--- Start PROVIDED MATERIAL ---
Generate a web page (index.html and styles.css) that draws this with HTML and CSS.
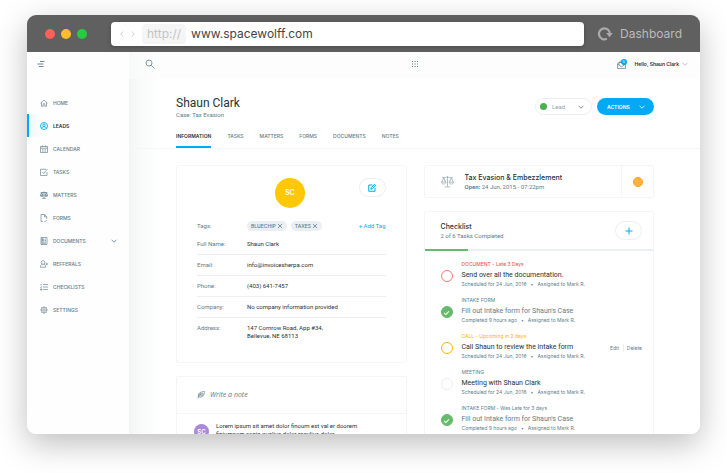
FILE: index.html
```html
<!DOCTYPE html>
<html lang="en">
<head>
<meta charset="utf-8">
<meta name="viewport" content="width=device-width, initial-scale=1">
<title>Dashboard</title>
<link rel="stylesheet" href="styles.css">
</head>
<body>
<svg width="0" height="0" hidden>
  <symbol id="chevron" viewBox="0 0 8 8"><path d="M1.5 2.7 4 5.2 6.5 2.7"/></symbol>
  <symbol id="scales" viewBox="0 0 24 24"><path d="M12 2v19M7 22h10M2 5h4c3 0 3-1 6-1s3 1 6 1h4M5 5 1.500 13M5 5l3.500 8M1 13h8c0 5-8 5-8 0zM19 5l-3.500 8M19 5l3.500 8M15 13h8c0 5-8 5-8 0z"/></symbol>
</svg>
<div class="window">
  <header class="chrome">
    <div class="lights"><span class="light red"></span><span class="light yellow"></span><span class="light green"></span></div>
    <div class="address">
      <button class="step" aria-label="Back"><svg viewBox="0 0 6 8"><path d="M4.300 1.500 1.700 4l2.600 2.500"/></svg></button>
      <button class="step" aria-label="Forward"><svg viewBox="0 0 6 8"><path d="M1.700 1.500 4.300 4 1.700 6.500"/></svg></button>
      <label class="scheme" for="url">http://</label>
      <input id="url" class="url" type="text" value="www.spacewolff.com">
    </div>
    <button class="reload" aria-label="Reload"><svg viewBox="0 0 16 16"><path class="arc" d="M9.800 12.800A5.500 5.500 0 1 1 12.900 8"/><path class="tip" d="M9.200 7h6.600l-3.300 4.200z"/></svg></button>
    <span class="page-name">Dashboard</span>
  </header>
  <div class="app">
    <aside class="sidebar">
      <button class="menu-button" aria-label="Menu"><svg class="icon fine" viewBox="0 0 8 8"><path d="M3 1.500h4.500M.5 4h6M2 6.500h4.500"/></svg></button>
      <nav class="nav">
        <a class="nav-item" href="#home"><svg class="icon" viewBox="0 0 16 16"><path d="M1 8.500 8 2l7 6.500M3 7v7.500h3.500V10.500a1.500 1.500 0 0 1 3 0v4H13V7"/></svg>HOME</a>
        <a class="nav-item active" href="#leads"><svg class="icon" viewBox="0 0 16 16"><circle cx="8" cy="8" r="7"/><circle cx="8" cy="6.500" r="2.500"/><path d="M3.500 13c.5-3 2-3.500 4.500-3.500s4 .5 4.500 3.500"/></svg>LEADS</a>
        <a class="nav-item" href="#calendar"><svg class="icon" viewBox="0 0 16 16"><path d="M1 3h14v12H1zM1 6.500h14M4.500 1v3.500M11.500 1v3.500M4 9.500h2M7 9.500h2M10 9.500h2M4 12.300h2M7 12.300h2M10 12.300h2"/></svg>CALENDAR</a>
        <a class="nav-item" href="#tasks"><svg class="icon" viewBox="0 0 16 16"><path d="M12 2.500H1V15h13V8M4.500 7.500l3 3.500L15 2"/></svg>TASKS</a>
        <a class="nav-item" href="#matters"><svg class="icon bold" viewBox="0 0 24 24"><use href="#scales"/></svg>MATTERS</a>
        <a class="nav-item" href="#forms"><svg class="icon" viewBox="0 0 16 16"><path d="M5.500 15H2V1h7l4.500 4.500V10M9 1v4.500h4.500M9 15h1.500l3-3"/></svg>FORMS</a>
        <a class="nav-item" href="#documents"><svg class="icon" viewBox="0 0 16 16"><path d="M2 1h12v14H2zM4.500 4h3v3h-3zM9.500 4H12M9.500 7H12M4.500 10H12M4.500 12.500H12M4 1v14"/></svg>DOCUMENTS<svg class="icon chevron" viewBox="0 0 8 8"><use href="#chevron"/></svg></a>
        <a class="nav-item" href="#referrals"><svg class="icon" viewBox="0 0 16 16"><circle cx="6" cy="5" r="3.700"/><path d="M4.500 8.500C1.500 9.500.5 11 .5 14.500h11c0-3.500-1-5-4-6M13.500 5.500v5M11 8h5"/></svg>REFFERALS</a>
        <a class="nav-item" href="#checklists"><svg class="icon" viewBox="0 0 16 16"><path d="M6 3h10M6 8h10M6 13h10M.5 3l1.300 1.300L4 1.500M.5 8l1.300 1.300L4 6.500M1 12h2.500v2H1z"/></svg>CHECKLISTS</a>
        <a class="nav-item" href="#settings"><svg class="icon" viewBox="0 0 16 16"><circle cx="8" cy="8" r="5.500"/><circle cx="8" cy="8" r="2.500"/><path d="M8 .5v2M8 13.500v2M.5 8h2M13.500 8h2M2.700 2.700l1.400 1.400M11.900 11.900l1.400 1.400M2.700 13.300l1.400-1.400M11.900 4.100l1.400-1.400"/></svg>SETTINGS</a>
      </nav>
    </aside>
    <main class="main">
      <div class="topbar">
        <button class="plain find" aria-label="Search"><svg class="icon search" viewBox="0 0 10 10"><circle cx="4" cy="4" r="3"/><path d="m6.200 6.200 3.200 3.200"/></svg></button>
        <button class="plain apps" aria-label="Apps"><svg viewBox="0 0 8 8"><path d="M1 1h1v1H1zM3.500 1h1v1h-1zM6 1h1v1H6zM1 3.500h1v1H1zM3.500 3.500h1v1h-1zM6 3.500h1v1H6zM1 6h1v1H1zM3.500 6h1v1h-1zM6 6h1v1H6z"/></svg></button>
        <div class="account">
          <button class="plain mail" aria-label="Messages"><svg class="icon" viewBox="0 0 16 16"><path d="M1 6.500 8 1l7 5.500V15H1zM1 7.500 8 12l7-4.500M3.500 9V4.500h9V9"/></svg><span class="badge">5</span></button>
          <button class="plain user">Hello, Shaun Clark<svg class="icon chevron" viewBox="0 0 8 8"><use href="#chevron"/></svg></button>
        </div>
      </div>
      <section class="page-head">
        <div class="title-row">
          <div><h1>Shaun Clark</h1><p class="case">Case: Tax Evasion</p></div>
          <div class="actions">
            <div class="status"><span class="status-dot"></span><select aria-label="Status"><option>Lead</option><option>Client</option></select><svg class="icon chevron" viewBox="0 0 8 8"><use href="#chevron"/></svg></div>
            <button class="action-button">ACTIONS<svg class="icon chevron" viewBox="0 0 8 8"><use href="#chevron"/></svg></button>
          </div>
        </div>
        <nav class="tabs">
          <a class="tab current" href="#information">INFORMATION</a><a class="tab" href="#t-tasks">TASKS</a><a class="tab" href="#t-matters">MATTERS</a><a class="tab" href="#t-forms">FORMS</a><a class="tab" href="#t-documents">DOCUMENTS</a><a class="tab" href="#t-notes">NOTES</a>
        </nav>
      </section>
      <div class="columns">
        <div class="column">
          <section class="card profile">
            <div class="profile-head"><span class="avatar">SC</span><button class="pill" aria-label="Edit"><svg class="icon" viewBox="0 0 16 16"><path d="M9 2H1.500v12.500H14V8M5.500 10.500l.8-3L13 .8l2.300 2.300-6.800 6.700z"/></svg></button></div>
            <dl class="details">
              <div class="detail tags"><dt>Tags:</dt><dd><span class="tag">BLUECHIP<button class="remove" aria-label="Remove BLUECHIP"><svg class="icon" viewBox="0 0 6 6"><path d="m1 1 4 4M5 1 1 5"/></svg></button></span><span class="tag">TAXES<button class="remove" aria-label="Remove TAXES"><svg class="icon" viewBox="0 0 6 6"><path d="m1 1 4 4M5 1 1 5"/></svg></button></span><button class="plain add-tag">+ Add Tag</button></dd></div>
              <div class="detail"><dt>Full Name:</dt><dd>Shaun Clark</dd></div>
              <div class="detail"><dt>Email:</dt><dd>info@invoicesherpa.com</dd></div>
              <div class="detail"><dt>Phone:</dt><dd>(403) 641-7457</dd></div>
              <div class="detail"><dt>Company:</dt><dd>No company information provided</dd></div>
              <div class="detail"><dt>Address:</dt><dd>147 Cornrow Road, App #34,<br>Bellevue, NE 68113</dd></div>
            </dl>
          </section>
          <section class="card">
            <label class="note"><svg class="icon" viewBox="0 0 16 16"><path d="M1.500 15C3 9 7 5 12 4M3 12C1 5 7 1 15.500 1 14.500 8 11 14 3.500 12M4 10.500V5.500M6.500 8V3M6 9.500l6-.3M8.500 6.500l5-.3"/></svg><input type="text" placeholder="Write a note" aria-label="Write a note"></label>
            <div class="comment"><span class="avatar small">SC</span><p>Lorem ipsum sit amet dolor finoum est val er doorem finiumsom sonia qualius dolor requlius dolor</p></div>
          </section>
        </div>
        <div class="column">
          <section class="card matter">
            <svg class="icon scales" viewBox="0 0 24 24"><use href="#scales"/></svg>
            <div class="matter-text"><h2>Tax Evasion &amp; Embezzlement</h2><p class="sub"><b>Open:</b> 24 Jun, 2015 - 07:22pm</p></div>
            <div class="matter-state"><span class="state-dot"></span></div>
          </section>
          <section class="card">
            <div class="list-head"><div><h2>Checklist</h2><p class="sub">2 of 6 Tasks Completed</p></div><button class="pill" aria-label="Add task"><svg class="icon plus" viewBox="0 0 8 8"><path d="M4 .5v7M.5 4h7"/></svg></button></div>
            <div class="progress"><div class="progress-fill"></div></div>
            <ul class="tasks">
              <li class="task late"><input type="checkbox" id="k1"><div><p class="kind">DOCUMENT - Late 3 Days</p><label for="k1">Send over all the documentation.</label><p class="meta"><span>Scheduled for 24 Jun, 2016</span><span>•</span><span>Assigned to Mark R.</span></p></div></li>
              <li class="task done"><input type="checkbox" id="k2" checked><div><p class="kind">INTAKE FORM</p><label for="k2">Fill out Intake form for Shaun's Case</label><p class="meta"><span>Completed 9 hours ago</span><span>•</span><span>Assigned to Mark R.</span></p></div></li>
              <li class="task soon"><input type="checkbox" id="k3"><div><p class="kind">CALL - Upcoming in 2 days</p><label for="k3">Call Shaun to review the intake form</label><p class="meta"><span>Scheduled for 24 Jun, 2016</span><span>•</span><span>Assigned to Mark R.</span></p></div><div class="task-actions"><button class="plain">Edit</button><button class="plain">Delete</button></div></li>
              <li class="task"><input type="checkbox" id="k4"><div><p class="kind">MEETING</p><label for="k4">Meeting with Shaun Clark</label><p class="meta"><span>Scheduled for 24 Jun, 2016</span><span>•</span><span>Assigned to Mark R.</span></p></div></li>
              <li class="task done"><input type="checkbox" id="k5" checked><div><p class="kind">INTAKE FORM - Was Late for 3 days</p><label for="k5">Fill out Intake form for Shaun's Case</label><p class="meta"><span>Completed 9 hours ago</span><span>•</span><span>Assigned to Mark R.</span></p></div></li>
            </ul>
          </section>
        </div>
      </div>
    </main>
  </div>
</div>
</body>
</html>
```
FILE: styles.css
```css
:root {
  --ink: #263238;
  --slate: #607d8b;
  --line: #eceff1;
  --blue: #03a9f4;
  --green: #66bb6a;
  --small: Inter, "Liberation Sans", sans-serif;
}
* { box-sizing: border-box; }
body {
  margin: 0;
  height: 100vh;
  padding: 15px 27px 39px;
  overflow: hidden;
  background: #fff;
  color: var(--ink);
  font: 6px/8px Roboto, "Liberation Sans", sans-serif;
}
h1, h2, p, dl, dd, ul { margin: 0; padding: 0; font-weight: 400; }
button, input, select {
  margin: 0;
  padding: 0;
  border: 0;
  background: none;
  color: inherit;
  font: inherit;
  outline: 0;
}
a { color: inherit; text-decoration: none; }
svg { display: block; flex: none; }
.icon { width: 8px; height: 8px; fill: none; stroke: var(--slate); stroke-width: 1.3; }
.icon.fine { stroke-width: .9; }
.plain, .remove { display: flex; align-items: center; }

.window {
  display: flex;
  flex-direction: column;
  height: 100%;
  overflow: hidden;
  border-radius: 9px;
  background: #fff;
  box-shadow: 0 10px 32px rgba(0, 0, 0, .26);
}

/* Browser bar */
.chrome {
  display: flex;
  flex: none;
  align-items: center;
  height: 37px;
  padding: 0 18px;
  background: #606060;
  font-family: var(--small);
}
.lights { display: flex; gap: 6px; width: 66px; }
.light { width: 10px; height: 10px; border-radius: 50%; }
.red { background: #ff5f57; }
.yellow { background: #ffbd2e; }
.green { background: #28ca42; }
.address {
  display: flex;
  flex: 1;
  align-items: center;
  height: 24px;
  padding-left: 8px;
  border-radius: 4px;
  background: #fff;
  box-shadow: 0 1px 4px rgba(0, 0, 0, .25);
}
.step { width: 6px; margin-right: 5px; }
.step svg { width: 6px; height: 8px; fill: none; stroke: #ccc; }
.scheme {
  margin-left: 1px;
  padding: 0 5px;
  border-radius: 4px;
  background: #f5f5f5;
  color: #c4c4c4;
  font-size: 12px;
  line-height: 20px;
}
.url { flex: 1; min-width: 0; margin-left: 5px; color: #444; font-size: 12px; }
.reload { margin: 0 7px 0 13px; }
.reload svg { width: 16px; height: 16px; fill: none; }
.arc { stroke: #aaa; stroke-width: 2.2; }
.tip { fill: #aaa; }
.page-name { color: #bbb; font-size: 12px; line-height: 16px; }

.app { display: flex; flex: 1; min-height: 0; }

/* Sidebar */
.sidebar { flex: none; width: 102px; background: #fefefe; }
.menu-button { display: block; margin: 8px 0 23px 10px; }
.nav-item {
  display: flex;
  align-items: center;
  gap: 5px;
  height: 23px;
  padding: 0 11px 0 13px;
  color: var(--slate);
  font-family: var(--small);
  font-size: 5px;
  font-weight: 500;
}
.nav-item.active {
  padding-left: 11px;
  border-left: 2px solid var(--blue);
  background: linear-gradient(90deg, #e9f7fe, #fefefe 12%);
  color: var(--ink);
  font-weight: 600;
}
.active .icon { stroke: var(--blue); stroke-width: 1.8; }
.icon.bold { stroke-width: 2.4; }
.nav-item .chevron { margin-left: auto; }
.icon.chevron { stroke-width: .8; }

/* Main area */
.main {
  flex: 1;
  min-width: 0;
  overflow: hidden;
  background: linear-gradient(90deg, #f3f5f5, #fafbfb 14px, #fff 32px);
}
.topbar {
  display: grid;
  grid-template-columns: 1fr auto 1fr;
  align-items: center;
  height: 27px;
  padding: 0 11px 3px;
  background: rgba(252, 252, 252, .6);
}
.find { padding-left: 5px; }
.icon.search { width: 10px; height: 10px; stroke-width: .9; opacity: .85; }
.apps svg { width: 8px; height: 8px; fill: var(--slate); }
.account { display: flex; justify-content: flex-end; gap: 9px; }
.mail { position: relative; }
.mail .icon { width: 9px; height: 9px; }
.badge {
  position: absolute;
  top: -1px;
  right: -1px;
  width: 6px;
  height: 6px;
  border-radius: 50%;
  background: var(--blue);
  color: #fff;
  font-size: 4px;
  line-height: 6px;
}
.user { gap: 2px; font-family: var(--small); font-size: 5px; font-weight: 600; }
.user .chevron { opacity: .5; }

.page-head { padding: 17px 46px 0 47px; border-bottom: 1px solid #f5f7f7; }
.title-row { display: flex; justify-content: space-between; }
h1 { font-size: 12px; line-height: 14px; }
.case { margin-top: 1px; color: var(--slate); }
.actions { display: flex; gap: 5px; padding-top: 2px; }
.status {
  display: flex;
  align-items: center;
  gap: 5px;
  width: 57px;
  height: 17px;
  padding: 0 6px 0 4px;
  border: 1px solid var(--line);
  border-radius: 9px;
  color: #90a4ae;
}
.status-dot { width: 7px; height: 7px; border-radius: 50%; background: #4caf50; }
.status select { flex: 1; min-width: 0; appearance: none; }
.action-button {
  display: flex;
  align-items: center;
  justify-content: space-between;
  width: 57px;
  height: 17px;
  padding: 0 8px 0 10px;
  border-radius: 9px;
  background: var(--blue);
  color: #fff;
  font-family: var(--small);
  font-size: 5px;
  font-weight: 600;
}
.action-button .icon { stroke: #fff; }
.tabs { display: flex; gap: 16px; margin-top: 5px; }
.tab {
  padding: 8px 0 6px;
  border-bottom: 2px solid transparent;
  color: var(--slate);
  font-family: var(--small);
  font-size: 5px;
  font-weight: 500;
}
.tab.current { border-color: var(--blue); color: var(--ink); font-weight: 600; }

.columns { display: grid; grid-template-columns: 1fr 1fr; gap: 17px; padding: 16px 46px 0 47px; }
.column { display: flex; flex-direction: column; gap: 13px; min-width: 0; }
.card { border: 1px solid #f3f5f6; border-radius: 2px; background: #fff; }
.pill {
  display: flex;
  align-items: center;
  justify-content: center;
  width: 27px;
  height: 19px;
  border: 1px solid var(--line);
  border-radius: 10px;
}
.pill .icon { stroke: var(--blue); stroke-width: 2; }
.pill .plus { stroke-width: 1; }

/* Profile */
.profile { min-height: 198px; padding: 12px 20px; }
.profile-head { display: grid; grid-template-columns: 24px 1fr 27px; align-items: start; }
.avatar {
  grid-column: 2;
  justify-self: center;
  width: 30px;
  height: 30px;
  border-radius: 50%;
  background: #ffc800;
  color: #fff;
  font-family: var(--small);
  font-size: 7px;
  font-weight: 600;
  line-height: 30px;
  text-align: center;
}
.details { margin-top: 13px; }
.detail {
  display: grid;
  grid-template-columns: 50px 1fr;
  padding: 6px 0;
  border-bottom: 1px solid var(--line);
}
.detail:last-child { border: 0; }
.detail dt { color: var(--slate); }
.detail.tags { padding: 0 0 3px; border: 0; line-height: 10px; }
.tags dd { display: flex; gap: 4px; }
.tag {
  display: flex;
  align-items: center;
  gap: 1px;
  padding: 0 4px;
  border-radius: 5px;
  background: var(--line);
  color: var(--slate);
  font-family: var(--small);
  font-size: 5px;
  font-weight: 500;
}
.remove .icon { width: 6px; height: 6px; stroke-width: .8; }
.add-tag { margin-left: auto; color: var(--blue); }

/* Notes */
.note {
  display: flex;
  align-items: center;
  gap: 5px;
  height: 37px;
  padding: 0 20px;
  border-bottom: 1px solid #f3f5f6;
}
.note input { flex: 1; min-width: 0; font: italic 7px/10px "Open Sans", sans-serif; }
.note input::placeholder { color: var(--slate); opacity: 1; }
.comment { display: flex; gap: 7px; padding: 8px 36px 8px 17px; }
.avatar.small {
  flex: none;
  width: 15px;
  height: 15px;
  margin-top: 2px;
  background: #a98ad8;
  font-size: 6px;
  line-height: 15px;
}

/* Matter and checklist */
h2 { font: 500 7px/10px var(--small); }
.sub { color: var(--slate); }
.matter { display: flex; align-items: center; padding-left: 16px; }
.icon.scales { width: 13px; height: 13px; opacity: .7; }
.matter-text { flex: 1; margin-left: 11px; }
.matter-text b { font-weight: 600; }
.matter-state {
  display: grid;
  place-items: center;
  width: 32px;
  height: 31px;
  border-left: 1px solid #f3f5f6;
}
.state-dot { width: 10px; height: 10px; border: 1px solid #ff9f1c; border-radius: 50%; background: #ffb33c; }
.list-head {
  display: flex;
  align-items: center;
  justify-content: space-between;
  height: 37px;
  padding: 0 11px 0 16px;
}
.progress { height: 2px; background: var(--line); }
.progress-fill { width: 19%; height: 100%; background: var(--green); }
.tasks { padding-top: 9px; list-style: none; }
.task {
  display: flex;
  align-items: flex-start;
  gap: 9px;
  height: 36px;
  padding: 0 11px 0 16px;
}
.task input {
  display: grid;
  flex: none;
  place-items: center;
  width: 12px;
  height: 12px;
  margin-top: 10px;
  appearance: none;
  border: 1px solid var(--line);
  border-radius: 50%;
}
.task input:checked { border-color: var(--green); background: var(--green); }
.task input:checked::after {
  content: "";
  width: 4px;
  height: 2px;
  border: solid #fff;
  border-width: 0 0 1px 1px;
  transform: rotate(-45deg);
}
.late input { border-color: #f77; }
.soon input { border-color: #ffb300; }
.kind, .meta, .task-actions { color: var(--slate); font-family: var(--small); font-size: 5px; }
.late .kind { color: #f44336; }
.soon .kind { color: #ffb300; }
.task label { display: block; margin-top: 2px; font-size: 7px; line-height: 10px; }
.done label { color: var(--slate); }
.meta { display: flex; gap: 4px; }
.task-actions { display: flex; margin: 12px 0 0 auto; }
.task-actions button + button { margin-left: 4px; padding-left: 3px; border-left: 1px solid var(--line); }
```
--- End PROVIDED MATERIAL ---
▸ **EXERCISE AIM**: Identify and copy lines that hold the string "with".

▸ **RESPONSE**:
Generate a web page (index.html and styles.css) that draws this with HTML and CSS.
              <li class="task"><input type="checkbox" id="k4"><div><p class="kind">MEETING</p><label for="k4">Meeting with Shaun Clark</label><p class="meta"><span>Scheduled for 24 Jun, 2016</span><span>•</span><span>Assigned to Mark R.</span></p></div></li>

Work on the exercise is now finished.